(The Flying Spaghetti Monster)
Rob Bell and Dan Golden (B&G), in Jesus Wants to Save Christians: A Manifesto For the Church In Exile, argue for the true church needing to be "not of this world." The real church does not acquiesce into the shape of this culture. Church's that do this become like the "consumer church" Eugene Peterson describes in The Jesus Way. "The consumer church is the antichrist church," says Peterson.
B&G are making a case for the biblical church, to be distinguished from "seeker churches" and other kinds of not-so-Jesus-like churches. Jesus didn't come to serve up Starbuck's and ask us if we're quite satisfied with everything. B&G, like Shane Claiborne, Jim Wallis, Tony Campolo and others, are scandalized at materialist churches whose sanctuaries resemble movie theatres where passive spectators watch religio-theatrical productions and, hopefully, give the productions 4 stars.I like how B&G describe the biblical text as, essentially, an "oppression narrative." Sounds right to me. Jesus came to form a community that would set captives free from things like loneliness and hunger and poverty. I would add - physical and mental illnesses, and even death (ultimately in the age to come and sometimes - for a period - in this age). The empire of darkness is materistic and self-centered and war-making and other things. I agree.
I want to add this to the discussion: the empire of darkness is also, currently in Europe and North America, materialistic in the metaphyical sense; viz., that all that exists is matter and its various collocations.
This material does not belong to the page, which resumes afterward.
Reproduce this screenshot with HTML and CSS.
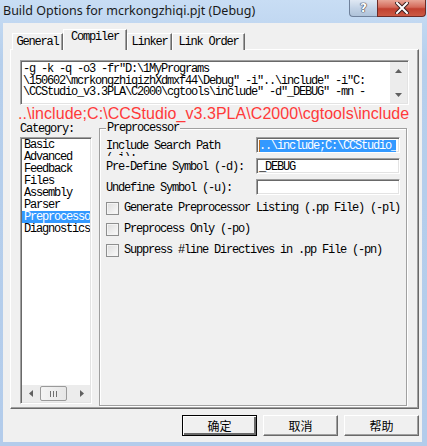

On philosophical materialism such things as the following have no reality: "soul," "mind," "spirit," "angels and demons," and the like. All reality is natural; there are no supernatural events.
But in the Bible-as-oppression-narrative there are supernatural events. There are pillars of fire and tablets of stone and manna in the wilderness and waves rebuked and demons cast out and blind people coming to non-metaphorically see and dead people non-figuratively raised. The present empire of darkness dismisses such things. I think this is important, because such dismissal provides philosophical warrant for the consumer/materialistic church. In fact, if this part of the evil empire of darkness is not challenged evidentially, I think that all the preaching about the selfless empire of God will struggle. Paul himself said that, if Christ is not really raised from the dead, then our theologies are in vain. At this point all we have left is to worship and preach at the Church of the Flying Spaghetti Monster.
So I think B&G's theologizing runs the risk of being another exercise in vanity if the supernatural now-activity of Jesus (as Tony Campolo calls it) is not embraced and made a necessary, not merely sufficient, condition for the real church to emerge. If this is not made one of the central experiential realities, then I find it hard to see how B&G's theology for the exiled church will not itself remain in exile precisely because the secular air we now breathe cannot embrace the supernatural. (See Charles Taylor, again, here.) The "Jesus Way" is not only anti-materialistic in the monetary sense, it's also anti-materialistic in the philosophical/metaphysical sense. Today's followers of Jesus need to give equal attention to both. (J.P. Moreland helps us here in his Kingdom Triangle.)